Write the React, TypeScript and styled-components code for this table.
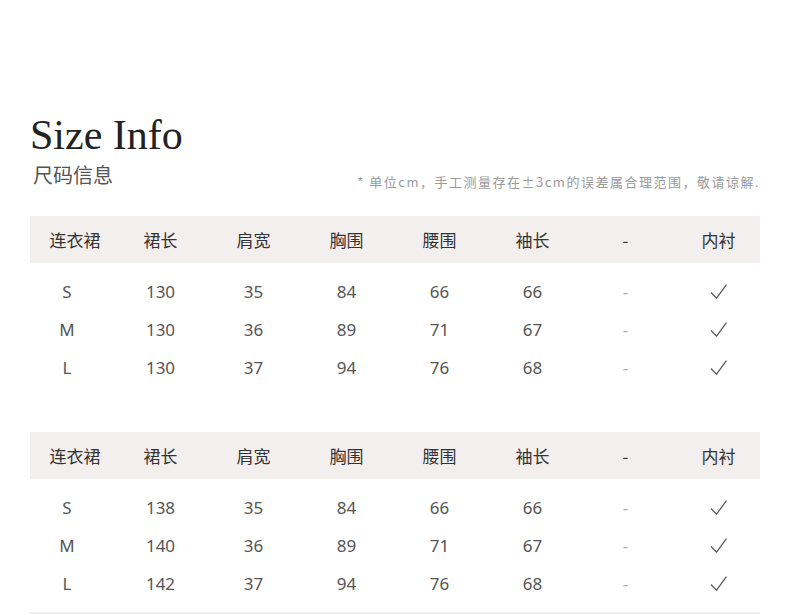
import styled, { createGlobalStyle } from 'styled-components';

const GlobalStyle = createGlobalStyle`
  html, body {
    margin: 0;
    padding: 0;
    background: #ffffff;
  }
  body {
    font-family: 'Noto Sans', 'Noto Sans CJK SC', sans-serif;
  }
`;

const Page = styled.div`
  width: 790px;
  height: 615px;
  overflow: hidden;
  box-sizing: border-box;
  padding: 112px 30px 0;
`;

const Title = styled.h1`
  margin: 0;
  font-family: 'Liberation Serif', serif;
  font-weight: 400;
  font-size: 42px;
  line-height: 46px;
  color: #222;
`;

const SubRow = styled.div`
  display: flex;
  justify-content: space-between;
  align-items: flex-end;
  margin: 3px 0 27px;
`;

const SubTitle = styled.h2`
  margin: 0;
  padding-left: 3px;
  font-family: 'Noto Sans CJK SC', sans-serif;
  font-weight: 400;
  font-size: 20px;
  line-height: 28px;
  color: #555;
`;

const Note = styled.p`
  margin: 0 0 -2px;
  font-family: 'Noto Sans CJK SC', sans-serif;
  font-size: 13px;
  line-height: 18px;
  letter-spacing: 1.5px;
  color: #9a9a9a;
`;

const Table = styled.section<{ $ruled?: boolean }>`
  margin-bottom: 36px;
  border-bottom: ${(p) => (p.$ruled ? '2px solid #f1f0f0' : 'none')};
`;

const Grid = styled.div`
  display: grid;
  grid-template-columns: 84px repeat(7, 93px);
  align-items: center;
`;

const HeadRow = styled(Grid)`
  height: 47px;
  background-color: #f3efee;
`;

const Body = styled.div`
  padding: 9px 0 10px;
`;

const Row = styled(Grid)`
  height: 38px;
`;

const HeadCell = styled.div<{ $first?: boolean }>`
  text-align: center;
  padding-left: ${(p) => (p.$first ? '6px' : '0')};
  font-family: 'Noto Sans CJK SC', sans-serif;
  font-size: 17px;
  color: #333;
`;

const Cell = styled.div<{ $first?: boolean; $muted?: boolean }>`
  display: flex;
  justify-content: center;
  padding-right: ${(p) => (p.$first ? '10px' : '0')};
  font-family: 'Noto Sans', 'Noto Sans CJK SC', sans-serif;
  font-size: 17px;
  color: ${(p) => (p.$muted ? '#aaa' : '#555')};
`;

const CheckIcon = () => (
  <svg width="17" height="15" viewBox="0 0 17 15" fill="none">
    <polyline
      points="1,8.5 6.5,14.2 16.5,0.6"
      stroke="#555"
      strokeWidth="1.2"
      strokeLinejoin="miter"
    />
  </svg>
);

const headers = ['连衣裙', '裙长', '肩宽', '胸围', '腰围', '袖长', '-', '内衬'];

type SizeRow = { size: string; values: number[] };

const tableA: SizeRow[] = [
  { size: 'S', values: [130, 35, 84, 66, 66] },
  { size: 'M', values: [130, 36, 89, 71, 67] },
  { size: 'L', values: [130, 37, 94, 76, 68] },
];

const tableB: SizeRow[] = [
  { size: 'S', values: [138, 35, 84, 66, 66] },
  { size: 'M', values: [140, 36, 89, 71, 67] },
  { size: 'L', values: [142, 37, 94, 76, 68] },
];

const SizeTable = ({ rows, ruled }: { rows: SizeRow[]; ruled?: boolean }) => {
  return (
    <Table $ruled={ruled}>
      <HeadRow>
        {headers.map((h, i) => (
          <HeadCell key={h + i} $first={i === 0}>
            {h}
          </HeadCell>
        ))}
      </HeadRow>
      <Body>
        {rows.map((r) => (
          <Row key={r.size}>
            <Cell $first>{r.size}</Cell>
            {r.values.map((v, i) => (
              <Cell key={i}>{v}</Cell>
            ))}
            <Cell $muted>-</Cell>
            <Cell>
              <CheckIcon />
            </Cell>
          </Row>
        ))}
      </Body>
    </Table>
  );
};

const App = () => {
  return (
    <Page>
      <GlobalStyle />
      <Title>Size Info</Title>
      <SubRow>
        <SubTitle>尺码信息</SubTitle>
        <Note>* 单位cm，手工测量存在±3cm的误差属合理范围，敬请谅解.</Note>
      </SubRow>
      <SizeTable rows={tableA} />
      <SizeTable rows={tableB} ruled />
    </Page>
  );
};

export default App;
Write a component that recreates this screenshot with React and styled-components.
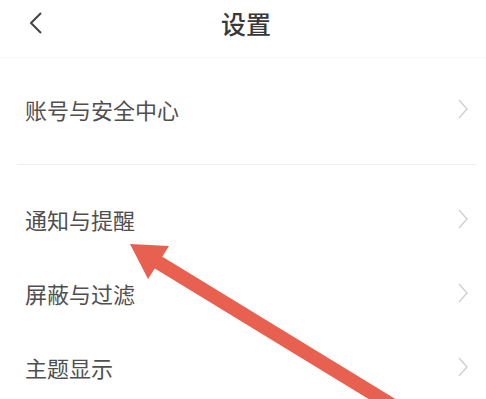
import React from 'react';
import styled, { createGlobalStyle } from 'styled-components';

const GlobalStyle = createGlobalStyle`
  html, body {
    margin: 0;
    padding: 0;
    background: #fff;
  }
  body {
    font-family: "Noto Sans CJK SC", "Noto Sans", sans-serif;
  }
`;

const Page = styled.div`
  position: relative;
  width: 486px;
  height: 399px;
  overflow: hidden;
  background: #fff;
`;

const Header = styled.div`
  height: 57px;
  display: flex;
  align-items: center;
  justify-content: center;
  position: relative;
  border-bottom: 1px solid #f9f9f9;
`;

const BackButton = styled.div`
  position: absolute;
  left: 28px;
  top: 11px;
  width: 16px;
  height: 24px;
  display: flex;
`;

const Title = styled.h1`
  margin: -10px 0 0 6px;
  font-size: 25px;
  font-weight: 500;
  color: #383838;
  line-height: 1;
`;

const Group = styled.div`
  padding-top: ${p => p.top}px;
`;

const Row = styled.div`
  height: 74px;
  display: flex;
  align-items: center;
  justify-content: space-between;
  padding: 0 16px 0 25px;
`;

const Label = styled.span`
  font-size: 22px;
  color: #4f4f4f;
`;

const Divider = styled.div`
  height: 1px;
  background: #efefef;
  margin: 18px 9px 17px 17px;
`;

const Overlay = styled.svg`
  position: absolute;
  left: 0;
  top: 0;
  pointer-events: none;
`;

const Chevron = () => (
  <svg width="14" height="22" viewBox="0 0 14 22">
    <polyline points="3,2 11,11 3,20" fill="none" stroke="#d0d0d0" strokeWidth="1.4" />
  </svg>
);

const items = [['账号与安全中心'], ['通知与提醒', '屏蔽与过滤', '主题显示']];

export default function App() {
  return (
    <Page>
      <GlobalStyle />
      <Header>
        <BackButton>
          <svg width="16" height="24" viewBox="0 0 16 24">
            <polyline points="13,2 3,12 13,22" fill="none" stroke="#444" strokeWidth="2" />
          </svg>
        </BackButton>
        <Title>设置</Title>
      </Header>
      <Group top={14}>
        {items[0].map(t => (
          <Row key={t}>
            <Label>{t}</Label>
            <Chevron />
          </Row>
        ))}
      </Group>
      <Divider />
      <Group top={0}>
        {items[1].map(t => (
          <Row key={t}>
            <Label>{t}</Label>
            <Chevron />
          </Row>
        ))}
      </Group>
      <Overlay width="486" height="399" viewBox="0 0 486 399">
        <line x1="156" y1="261" x2="400" y2="410" stroke="#e8604f" strokeWidth="14" />
        <polygon points="130,244 169,246 148,279" fill="#e8604f" />
      </Overlay>
    </Page>
  );
}
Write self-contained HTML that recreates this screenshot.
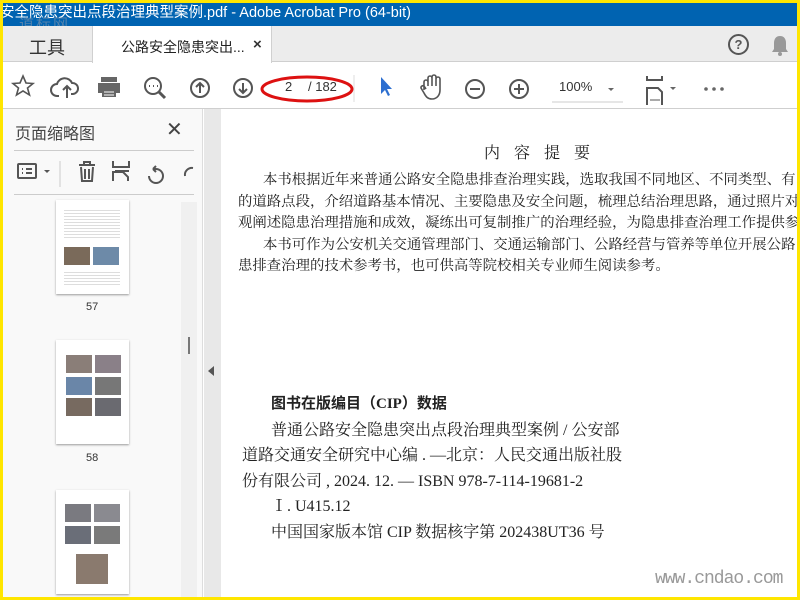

- - - - - - -

#### Problem statement:
Output each line exactly; omit every picture.

#### Solution to this exercise:
Write the React, TypeScript and styled-components code for this table.
import styled, { createGlobalStyle } from 'styled-components';

const GlobalStyle = createGlobalStyle`
  html, body {
    margin: 0;
    padding: 0;
    background: #ffffff;
  }
  body {
    font-family: 'Noto Sans', 'Noto Sans CJK SC', sans-serif;
  }
`;

const Page = styled.div`
  width: 790px;
  height: 615px;
  overflow: hidden;
  box-sizing: border-box;
  padding: 112px 30px 0;
`;

const Title = styled.h1`
  margin: 0;
  font-family: 'Liberation Serif', serif;
  font-weight: 400;
  font-size: 42px;
  line-height: 46px;
  color: #222;
`;

const SubRow = styled.div`
  display: flex;
  justify-content: space-between;
  align-items: flex-end;
  margin: 3px 0 27px;
`;

const SubTitle = styled.h2`
  margin: 0;
  padding-left: 3px;
  font-family: 'Noto Sans CJK SC', sans-serif;
  font-weight: 400;
  font-size: 20px;
  line-height: 28px;
  color: #555;
`;

const Note = styled.p`
  margin: 0 0 -2px;
  font-family: 'Noto Sans CJK SC', sans-serif;
  font-size: 13px;
  line-height: 18px;
  letter-spacing: 1.5px;
  color: #9a9a9a;
`;

const Table = styled.section<{ $ruled?: boolean }>`
  margin-bottom: 36px;
  border-bottom: ${(p) => (p.$ruled ? '2px solid #f1f0f0' : 'none')};
`;

const Grid = styled.div`
  display: grid;
  grid-template-columns: 84px repeat(7, 93px);
  align-items: center;
`;

const HeadRow = styled(Grid)`
  height: 47px;
  background-color: #f3efee;
`;

const Body = styled.div`
  padding: 9px 0 10px;
`;

const Row = styled(Grid)`
  height: 38px;
`;

const HeadCell = styled.div<{ $first?: boolean }>`
  text-align: center;
  padding-left: ${(p) => (p.$first ? '6px' : '0')};
  font-family: 'Noto Sans CJK SC', sans-serif;
  font-size: 17px;
  color: #333;
`;

const Cell = styled.div<{ $first?: boolean; $muted?: boolean }>`
  display: flex;
  justify-content: center;
  padding-right: ${(p) => (p.$first ? '10px' : '0')};
  font-family: 'Noto Sans', 'Noto Sans CJK SC', sans-serif;
  font-size: 17px;
  color: ${(p) => (p.$muted ? '#aaa' : '#555')};
`;

const CheckIcon = () => (
  <svg width="17" height="15" viewBox="0 0 17 15" fill="none">
    <polyline
      points="1,8.5 6.5,14.2 16.5,0.6"
      stroke="#555"
      strokeWidth="1.2"
      strokeLinejoin="miter"
    />
  </svg>
);

const headers = ['连衣裙', '裙长', '肩宽', '胸围', '腰围', '袖长', '-', '内衬'];

type SizeRow = { size: string; values: number[] };

const tableA: SizeRow[] = [
  { size: 'S', values: [130, 35, 84, 66, 66] },
  { size: 'M', values: [130, 36, 89, 71, 67] },
  { size: 'L', values: [130, 37, 94, 76, 68] },
];

const tableB: SizeRow[] = [
  { size: 'S', values: [138, 35, 84, 66, 66] },
  { size: 'M', values: [140, 36, 89, 71, 67] },
  { size: 'L', values: [142, 37, 94, 76, 68] },
];

const SizeTable = ({ rows, ruled }: { rows: SizeRow[]; ruled?: boolean }) => {
  return (
    <Table $ruled={ruled}>
      <HeadRow>
        {headers.map((h, i) => (
          <HeadCell key={h + i} $first={i === 0}>
            {h}
          </HeadCell>
        ))}
      </HeadRow>
      <Body>
        {rows.map((r) => (
          <Row key={r.size}>
            <Cell $first>{r.size}</Cell>
            {r.values.map((v, i) => (
              <Cell key={i}>{v}</Cell>
            ))}
            <Cell $muted>-</Cell>
            <Cell>
              <CheckIcon />
            </Cell>
          </Row>
        ))}
      </Body>
    </Table>
  );
};

const App = () => {
  return (
    <Page>
      <GlobalStyle />
      <Title>Size Info</Title>
      <SubRow>
        <SubTitle>尺码信息</SubTitle>
        <Note>* 单位cm，手工测量存在±3cm的误差属合理范围，敬请谅解.</Note>
      </SubRow>
      <SizeTable rows={tableA} />
      <SizeTable rows={tableB} ruled />
    </Page>
  );
};

export default App;
Write a component that recreates this screenshot with React and styled-components.
import React from 'react';
import styled, { createGlobalStyle } from 'styled-components';

const GlobalStyle = createGlobalStyle`
  html, body {
    margin: 0;
    padding: 0;
    background: #fff;
  }
  body {
    font-family: "Noto Sans CJK SC", "Noto Sans", sans-serif;
  }
`;

const Page = styled.div`
  position: relative;
  width: 486px;
  height: 399px;
  overflow: hidden;
  background: #fff;
`;

const Header = styled.div`
  height: 57px;
  display: flex;
  align-items: center;
  justify-content: center;
  position: relative;
  border-bottom: 1px solid #f9f9f9;
`;

const BackButton = styled.div`
  position: absolute;
  left: 28px;
  top: 11px;
  width: 16px;
  height: 24px;
  display: flex;
`;

const Title = styled.h1`
  margin: -10px 0 0 6px;
  font-size: 25px;
  font-weight: 500;
  color: #383838;
  line-height: 1;
`;

const Group = styled.div`
  padding-top: ${p => p.top}px;
`;

const Row = styled.div`
  height: 74px;
  display: flex;
  align-items: center;
  justify-content: space-between;
  padding: 0 16px 0 25px;
`;

const Label = styled.span`
  font-size: 22px;
  color: #4f4f4f;
`;

const Divider = styled.div`
  height: 1px;
  background: #efefef;
  margin: 18px 9px 17px 17px;
`;

const Overlay = styled.svg`
  position: absolute;
  left: 0;
  top: 0;
  pointer-events: none;
`;

const Chevron = () => (
  <svg width="14" height="22" viewBox="0 0 14 22">
    <polyline points="3,2 11,11 3,20" fill="none" stroke="#d0d0d0" strokeWidth="1.4" />
  </svg>
);

const items = [['账号与安全中心'], ['通知与提醒', '屏蔽与过滤', '主题显示']];

export default function App() {
  return (
    <Page>
      <GlobalStyle />
      <Header>
        <BackButton>
          <svg width="16" height="24" viewBox="0 0 16 24">
            <polyline points="13,2 3,12 13,22" fill="none" stroke="#444" strokeWidth="2" />
          </svg>
        </BackButton>
        <Title>设置</Title>
      </Header>
      <Group top={14}>
        {items[0].map(t => (
          <Row key={t}>
            <Label>{t}</Label>
            <Chevron />
          </Row>
        ))}
      </Group>
      <Divider />
      <Group top={0}>
        {items[1].map(t => (
          <Row key={t}>
            <Label>{t}</Label>
            <Chevron />
          </Row>
        ))}
      </Group>
      <Overlay width="486" height="399" viewBox="0 0 486 399">
        <line x1="156" y1="261" x2="400" y2="410" stroke="#e8604f" strokeWidth="14" />
        <polygon points="130,244 169,246 148,279" fill="#e8604f" />
      </Overlay>
    </Page>
  );
}
Write self-contained HTML that recreates this screenshot.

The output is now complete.